The math: from target volume to infrastructure
Work backward from your daily target. Divide it by the safe per-inbox rate to get the number of warmed inboxes you need, then divide those across domains at two or three inboxes per domain. Add headroom so you are never running every inbox at its absolute ceiling, which leaves no margin for the days a domain underperforms.
The table shows common targets and the infrastructure that supports them at a conservative 40 emails per inbox per day. Round up and add a domain of buffer — it is far cheaper to over-provision domains than to recover one you burned by running it too hot.
| Daily target | Inboxes needed | Domains (2-3 inboxes each) | Notes |
|---|---|---|---|
| 100/day | 3 | 1-2 domains | Entry volume, one warmed cluster |
| 250/day | 6-7 | 3 domains | Rotation across domains begins to matter |
| 500/day | 12-13 | 4-5 domains | Pacing and rotation are essential |
| 1,000/day | 25 | 8-10 domains | Managed infrastructure strongly advised |
Infrastructure needed by daily send target (at ~40/inbox/day)

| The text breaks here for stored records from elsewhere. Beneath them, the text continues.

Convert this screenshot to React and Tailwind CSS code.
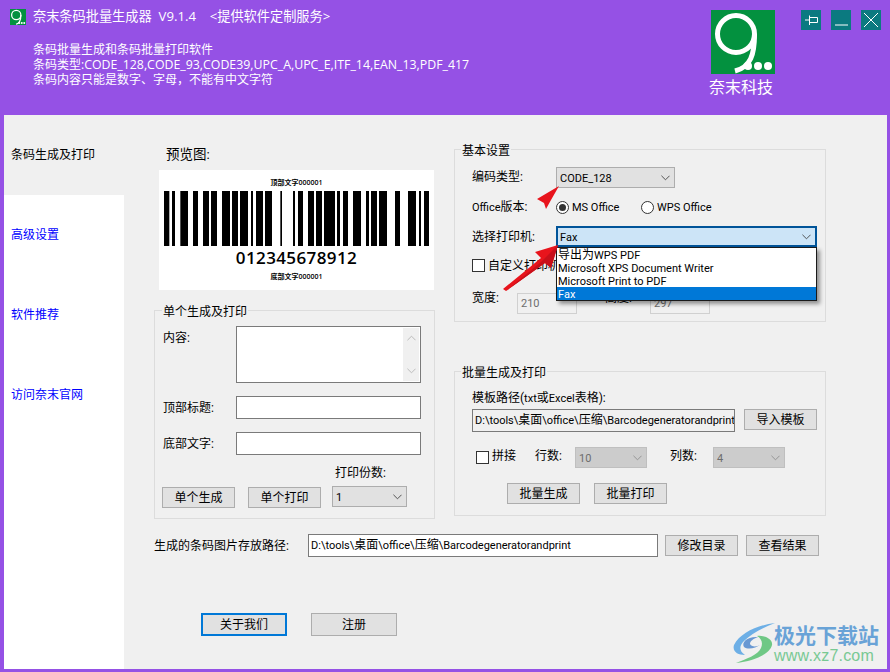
import React from 'react';

const BARS = [
  [492, 508], [516, 525], [541, 564], [579, 594], [609, 627], [633, 651], [666, 690], [696, 714],
  [720, 744], [753, 759], [768, 789], [795, 816], [841, 846], [879, 885], [894, 909], [924, 942],
  [948, 966], [972, 1005], [1011, 1020], [1029, 1044], [1059, 1083], [1098, 1107], [1113, 1131],
  [1137, 1161], [1185, 1200], [1224, 1248], [1257, 1263], [1272, 1287],
];

// latin runs in the window body are narrower than the CJK around them
function L({ children }) {
  return <span className="text-[11px] font-['Roboto',sans-serif]">{children}</span>;
}

function Logo({ className }) {
  return (
    <svg viewBox="0 0 64 64" className={className}>
      <rect width="64" height="64" fill="#03913f" />
      <circle cx="25" cy="24" r="18.5" fill="none" stroke="#fff" strokeWidth="5" />
      <path d="M43.5 24 C43.5 44 40 57 24 61" fill="none" stroke="#fff" strokeWidth="5" />
      <circle cx="37" cy="56" r="4" fill="#fff" />
      <circle cx="47" cy="56" r="4" fill="#fff" />
      <circle cx="57" cy="56" r="4" fill="#fff" />
    </svg>
  );
}

function WinBtn({ children }) {
  return (
    <div className="w-5 h-5 bg-[#0b7a80] flex items-center justify-center">
      <svg viewBox="0 0 20 20" className="w-5 h-5" fill="none" stroke="#fff" strokeWidth="1">
        {children}
      </svg>
    </div>
  );
}

function Chevron({ color = '#444' }) {
  return (
    <svg viewBox="0 0 10 6" className="w-[9px] h-[6px]" fill="none" stroke={color} strokeWidth="1">
      <path d="M0.5 0.5 L5 5 L9.5 0.5" />
    </svg>
  );
}

function Select({ value, className = '', disabled }) {
  return (
    <div
      className={`h-[21px] flex items-center justify-between pl-[3px] pr-[4px] border ${
        disabled ? 'bg-[#cccccc] border-[#bfbfbf] text-[#6d6d6d]' : 'bg-[#e1e1e1] border-[#adadad] text-black'
      } ${className}`}
    >
      <span className="pt-[1px]"><L>{value}</L></span>
      <Chevron color={disabled ? '#8f8f8f' : '#444'} />
    </div>
  );
}

function Btn({ children, className = '' }) {
  return (
    <button className={`w-[73px] h-[21px] bg-[#e1e1e1] border border-[#adadad] text-[12px] leading-none text-black ${className}`}>
      {children}
    </button>
  );
}

function Group({ title, className = '', legendClass = 'left-[6px]', children }) {
  return (
    <div className={`relative border border-[#dcdcdc] ${className}`}>
      <span className={`absolute top-[-7px] bg-[#f0f0f0] px-[1px] leading-[16px] ${legendClass}`}>{title}</span>
      {children}
    </div>
  );
}

function Radio({ checked, label, className = '' }) {
  return (
    <div className={`flex items-center ${className}`}>
      <span className="w-[13px] h-[13px] rounded-full border border-[#333] bg-white flex items-center justify-center">
        {checked && <span className="w-[7px] h-[7px] rounded-full bg-[#333]" />}
      </span>
      <span className="ml-[3px]"><L>{label}</L></span>
    </div>
  );
}

function Field({ label, className = '' }) {
  return (
    <div className={`flex items-center h-[23px] ${className}`}>
      <span className="w-[73px]">{label}</span>
      <div className="w-[185px] h-[23px] bg-white border border-[#7a7a7a]" />
    </div>
  );
}

export default function App() {
  return (
    <div className="relative w-[890px] h-[672px] flex flex-col bg-[#9551e5] overflow-hidden text-[12px] leading-[16px] text-black font-['Roboto','Noto_Sans_CJK_SC',sans-serif]">
      {/* header */}
      <div className="h-[115px] shrink-0 flex text-white font-['Open_Sans','Noto_Sans_CJK_SC',sans-serif]">
        <div className="pl-[10px] pt-[8px] flex-1">
          <div className="flex items-center h-[16px]">
            <Logo className="w-4 h-4 mt-[1px]" />
            <span className="ml-[7px] text-[13.2px] whitespace-pre">奈末条码批量生成器  V9.1.4    &lt;提供软件定制服务&gt;</span>
          </div>
          <div className="mt-[18px] ml-[23px] leading-[15px]">
            <div>条码批量生成和条码批量打印软件</div>
            <div>条码类型:<span className="text-[12.35px]">CODE_128,CODE_93,CODE39,UPC_A,UPC_E,ITF_14,EAN_13,PDF_417</span></div>
            <div>条码内容只能是数字、字母，不能有中文字符</div>
          </div>
        </div>
        <div className="w-[64px] mr-[26px] pt-[10px] flex flex-col items-center">
          <Logo className="w-16 h-16 shrink-0" />
          <span className="mt-[3px] -ml-[4px] text-[16px] leading-[20px] whitespace-nowrap">奈末科技</span>
        </div>
        <div className="flex gap-[10px] pt-[10px] pr-[9px]">
          <WinBtn><path d="M4 10 H8.5 M8.5 5.5 V15 M8.5 7.5 H16.5 V12.5 H8.5" /></WinBtn>
          <WinBtn><path d="M4 15 H17" /></WinBtn>
          <WinBtn><path d="M3 3 L17 17 M17 3 L3 17" /></WinBtn>
        </div>
      </div>

      {/* body */}
      <div className="flex-1 ml-[4px] mr-[3px] mb-[3px] flex bg-[#f0f0f0] min-h-0">
        <div className="w-[120px] shrink-0 flex flex-col">
          <div className="h-[80px] flex items-center pl-[7px]">条码生成及打印</div>
          <div className="flex-1 bg-white text-[#0000ff]">
            <div className="h-[80px] flex items-center pl-[7px]">高级设置</div>
            <div className="h-[80px] flex items-center pl-[7px]">软件推荐</div>
            <div className="h-[80px] flex items-center pl-[7px]">访问奈末官网</div>
          </div>
        </div>

        <div className="flex-1 pl-[30px]">
          <div className="flex">
            {/* left column */}
            <div className="w-[281px] pt-[31px]">
              <div className="ml-[12px] h-4 text-[13.5px]">预览图:</div>
              <div className="mt-[8px] ml-[5px] w-[275px] h-[120px] bg-white flex flex-col items-center pt-[8px] font-['Open_Sans','Noto_Sans_CJK_SC',sans-serif]">
                <div className="text-[7px] leading-[9px] font-semibold">顶部文字000001</div>
                <svg viewBox="492 0 795 165" className="mt-[4px] w-[265px] h-[55px]">
                  {BARS.map(([a, b]) => (
                    <rect key={a} x={a} y="0" width={b - a} height="165" fill="#000" />
                  ))}
                </svg>
                <div className="mt-[1px] text-[17px] leading-[22px] font-semibold tracking-[0.4px]">012345678912</div>
                <div className="mt-[3px] text-[7px] leading-[9px] font-semibold">底部文字000001</div>
              </div>

              <Group title="单个生成及打印" legendClass="left-[7px]" className="mt-[20px] h-[209px] pl-[8px] pt-[15px]">
                <div className="flex">
                  <span className="w-[73px] pt-[4px]">内容:</span>
                  <div className="w-[185px] h-[57px] bg-white border border-[#7a7a7a] flex justify-end pr-[1px] py-[1px]">
                    <div className="w-4 bg-[#f0f0f0] flex flex-col items-center justify-between py-[7px]">
                      <div className="rotate-180 flex"><Chevron color="#b5b5b5" /></div>
                      <Chevron color="#b5b5b5" />
                    </div>
                  </div>
                </div>
                <Field label="顶部标题:" className="mt-[13px]" />
                <Field label="底部文字:" className="mt-[13px]" />
                <div className="mt-[10px] ml-[172px] h-4">打印份数:</div>
                <div className="mt-[5px] flex items-start">
                  <Btn className="mt-[1px] -ml-[1px]">单个生成</Btn>
                  <Btn className="mt-[1px] ml-[13px]">单个打印</Btn>
                  <Select value="1" className="ml-[11px] w-[75px]" />
                </div>
              </Group>
            </div>

            {/* right column */}
            <div className="ml-[19px] w-[372px] pt-[34px]">
              <Group title="基本设置" className="h-[173px] pl-[17px] pt-[17px]">
                <div className="flex items-center">
                  <span className="w-[84px] -mt-[2px]">编码类型:</span>
                  <Select value="CODE_128" className="w-[119px]" />
                </div>
                <div className="flex items-center h-[13px] mt-[13px]">
                  <span className="w-[84px]"><L>Office</L>版本:</span>
                  <Radio checked label="MS Office" className="w-[85px]" />
                  <Radio label="WPS Office" />
                </div>
                <div className="flex items-center mt-[12px] relative">
                  <span className="w-[84px]">选择打印机:</span>
                  <div className="relative w-[261px] h-[21px] bg-[#cce4f7] border-2 border-[#005499] flex items-center justify-between pl-[2px] pr-[4px]">
                    <span className="pt-[2px]"><L>Fax</L></span>
                    <Chevron />
                    <div className="absolute z-10 left-[-2px] top-[19px] w-[261px] bg-white border border-[#1a1a1a] leading-[15px] shadow-[3px_3px_4px_rgba(0,0,0,0.4)]">
                      <div className="h-[13px] pl-[1px]">导出为<L>WPS PDF</L></div>
                      <div className="h-[13px] pl-[1px]"><L>Microsoft XPS Document Writer</L></div>
                      <div className="h-[13px] pl-[1px]"><L>Microsoft Print to PDF</L></div>
                      <div className="h-[13px] pl-[1px] bg-[#0078d7] text-white"><L>Fax</L></div>
                    </div>
                  </div>
                </div>
                <div className="flex items-center mt-[12px] h-[13px]">
                  <span className="w-[13px] h-[13px] border border-[#333] bg-white" />
                  <span className="ml-[3px]">自定义打印机</span>
                </div>
                <div className="flex items-start mt-[21px]">
                  <span className="w-[45px] -mt-[3px]">宽度:</span>
                  <div className="w-[60px] h-[21px] border border-[#d0d0d0] pl-[3px] flex items-center text-[#6d6d6d]"><L>210</L></div>
                  <span className="ml-[28px] w-[45px] -mt-[3px]">高度:</span>
                  <div className="w-[60px] h-[21px] border border-[#d0d0d0] pl-[3px] flex items-center text-[#6d6d6d]"><L>297</L></div>
                </div>
              </Group>

              <Group title="批量生成及打印" className="mt-[49px] h-[145px] pl-[17px] pt-[18px]">
                <div className="h-4">模板路径(<L>txt</L>或<L>Excel</L>表格):</div>
                <div className="mt-[3px] flex items-start">
                  <div className="w-[263px] h-[23px] border border-[#7a7a7a] pl-[2px] flex items-center whitespace-nowrap overflow-hidden">
                    <span><L>D:\tools\</L>桌面<L>\office\</L>压缩<L>\Barcodegeneratorandprint</L></span>
                  </div>
                  <Btn className="ml-[9px]">导入模板</Btn>
                </div>
                <div className="mt-[15px] flex items-center">
                  <span className="ml-[4px] w-[13px] h-[13px] border border-[#333] bg-white" />
                  <span className="ml-[3px] w-[43px] -mt-[3px]">拼接</span>
                  <span className="w-[40px] -mt-[3px]">行数:</span>
                  <Select disabled value="10" className="w-[72px]" />
                  <span className="ml-[23px] w-[43px] -mt-[3px]">列数:</span>
                  <Select disabled value="4" className="w-[72px]" />
                </div>
                <div className="mt-[15px] ml-[35px] flex gap-[14px]">
                  <Btn>批量生成</Btn>
                  <Btn>批量打印</Btn>
                </div>
              </Group>
            </div>
          </div>

          {/* path row */}
          <div className="mt-[15px] flex items-center">
            <span className="w-[154px] mt-[1px]">生成的条码图片存放路径:</span>
            <div className="w-[350px] h-[23px] bg-white border border-[#7a7a7a] pl-[2px] flex items-center whitespace-nowrap overflow-hidden">
              <span><L>D:\tools\</L>桌面<L>\office\</L>压缩<L>\Barcodegeneratorandprint</L></span>
            </div>
            <Btn className="ml-[7px]">修改目录</Btn>
            <Btn className="ml-[8px]">查看结果</Btn>
          </div>

          <div className="mt-[56px] ml-[47px] flex gap-[24px]">
            <button className="w-[86px] h-[23px] bg-[#e1e1e1] border-2 border-[#0078d7] text-[12px] leading-none">关于我们</button>
            <button className="w-[86px] h-[23px] bg-[#e1e1e1] border border-[#adadad] text-[12px] leading-none">注册</button>
          </div>
        </div>
      </div>

      {/* red annotation arrows */}
      <svg viewBox="0 0 890 672" className="absolute inset-0 z-20 w-[890px] h-[672px] pointer-events-none">
        <polygon points="559,186 537,199 544,203 546,209 551,200" fill="#e8141c" />
        <polygon points="558,245 535,252 541,258 503,289 506,291 545,263 551,268" fill="#e8141c" />
        <polygon points="558,245 551,268 545,263 506,291 541,262" fill="#c8101a" />
      </svg>

      {/* site watermark */}
      <div className="absolute z-20 left-[732px] top-[622px] flex opacity-90 font-['Open_Sans','Noto_Sans_CJK_SC',sans-serif]">
        <svg viewBox="0 0 44 42" className="w-[44px] h-[42px]">
          <path d="M43 1 C26 3 8 11 2 23 C0 30 6 33 13 33 C7 29 7 24 12 19 C19 12 30 6 43 1 Z" fill="#5fa9e6" />
          <path d="M26 15 C16 14 9 20 12 25 C16 28 24 26 28 23 C25 25 19 25 18 22 C18 19 21 17 26 15 Z" fill="#5a8fd0" />
          <path d="M25 14 C34 13 41 18 40 23 C38 32 22 39 4 41 C14 37 26 33 29 26 C31 21 30 17 25 14 Z" fill="#62c47a" />
        </svg>
        <div className="ml-[-2px] flex flex-col">
          <span className="text-[21px] leading-[26px] font-bold text-[#5b9bd5] whitespace-nowrap">极光下载站</span>
          <span className="mt-[1px] text-[16px] leading-[14px] text-[#6cc58a] font-['Liberation_Sans',sans-serif] tracking-[0.2px]">www.xz7.com</span>
        </div>
      </div>
    </div>
  );
}
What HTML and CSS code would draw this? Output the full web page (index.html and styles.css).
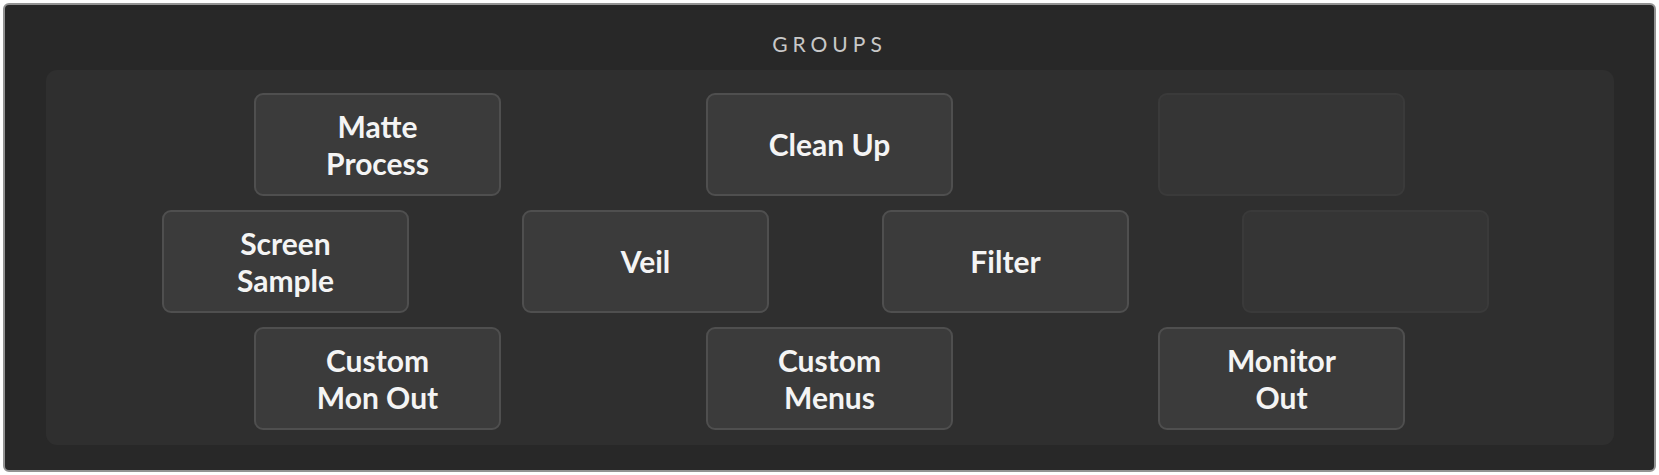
FILE: index.html
```html
<!DOCTYPE html>
<html>
<head>
<meta charset="utf-8">
<link rel="stylesheet" href="styles.css">
</head>
<body>
<div class="panel">
  <div class="panel-title">GROUPS</div>
  <div class="groups">
    <div class="row row-wide">
      <div class="btn">Matte<br>Process</div>
      <div class="btn">Clean Up</div>
      <div class="btn btn-empty"></div>
    </div>
    <div class="row row-narrow">
      <div class="btn">Screen<br>Sample</div>
      <div class="btn">Veil</div>
      <div class="btn">Filter</div>
      <div class="btn btn-empty"></div>
    </div>
    <div class="row row-wide">
      <div class="btn">Custom<br>Mon Out</div>
      <div class="btn">Custom<br>Menus</div>
      <div class="btn">Monitor<br>Out</div>
    </div>
  </div>
</div>
</body>
</html>
```
FILE: styles.css
```css
html, body {
  margin: 0;
  padding: 0;
  background: #ffffff;
}
body {
  padding: 3px;
  font-family: Lato, "Open Sans", sans-serif;
}
.panel {
  box-sizing: border-box;
  width: 1653px;
  height: 469px;
  background: #282828;
  border: 2px solid #939393;
  border-radius: 6px;
  display: flex;
  flex-direction: column;
  align-items: center;
  padding-bottom: 25px;
}
.panel-title {
  box-sizing: border-box;
  height: 65px;
  padding-top: 12px;
  display: flex;
  align-items: center;
  justify-content: center;
  color: #c8c8c8;
  font-size: 21px;
  font-weight: 400;
  letter-spacing: 5px;
}
.groups {
  box-sizing: border-box;
  width: 1568px;
  height: 375px;
  background: #2f2f2f;
  border-radius: 11px;
  padding: 23px 0 15px;
  display: flex;
  flex-direction: column;
  gap: 14px;
}
.row {
  display: flex;
  justify-content: center;
}
.row-wide {
  gap: 205px;
}
.row-narrow {
  gap: 113px;
  padding-right: 8px;
}
.btn {
  box-sizing: border-box;
  width: 247px;
  height: 103px;
  background: #3b3b3b;
  border: 2px solid #4f4f4f;
  border-radius: 9px;
  display: flex;
  align-items: center;
  justify-content: center;
  text-align: center;
  color: #f4f4f4;
  font-size: 30px;
  font-weight: 700;
  line-height: 37px;
}
.btn-empty {
  background: #353535;
  border-color: #3a3a3a;
}
```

Why rotation beats brute force
Sending in rotation — spreading the day's volume evenly across all your warmed inboxes and domains, paced over hours rather than dumped at once — keeps every mailbox under its limit and makes the overall pattern look human. A blast of 500 at 9 a.m. from one domain looks like a machine; 40 each from a dozen inboxes spread across the morning looks like people.
Brute force fails twice: it gets the overloaded inbox filtered, and it concentrates all your risk on one domain so a single problem takes down your whole send. Rotation distributes both the volume and the risk, which is why every serious cold email setup runs many small senders instead of a few large ones.
Frequently asked
How many cold emails can one inbox send per day?
Roughly 30 to 50 a day after warm-up. The limit is deliberately conservative because cold outreach has low engagement, and high volume from a low-engagement sender is exactly what inbox providers filter. Pushing past it gets the mailbox throttled, so scale by adding inboxes instead.
How many domains do I need to send 500 a day?
About four to five domains running two or three warmed inboxes each, at roughly 40 emails per inbox per day, sending in rotation. Add a domain of headroom so you are not running every inbox at its ceiling. The exact count depends on your per-inbox pace and buffer.
Can I send more by warming the domain longer?
Warm-up earns the domain its place in the inbox, but it does not lift the per-inbox cold-outreach ceiling much above 30 to 50 a day — that limit reflects engagement patterns, not just reputation. To send more, add warmed inboxes and domains rather than pushing a single mailbox harder.
Why not just send everything at once?
A burst from one domain looks like a machine and gets filtered, and it concentrates all your risk on a single domain. Pacing volume across many inboxes and domains over the day distributes both the load and the risk, which is what keeps a growing send landing in the inbox.
The takeaway
A warmed inbox safely sends 30 to 50 cold emails a day, and you scale by adding inboxes and domains in rotation rather than pushing one mailbox harder. Work backward from your target, run two or three inboxes per domain, add a domain of headroom, and pace the volume across the day. Horizontal capacity with rotation is what keeps deliverability intact as you grow.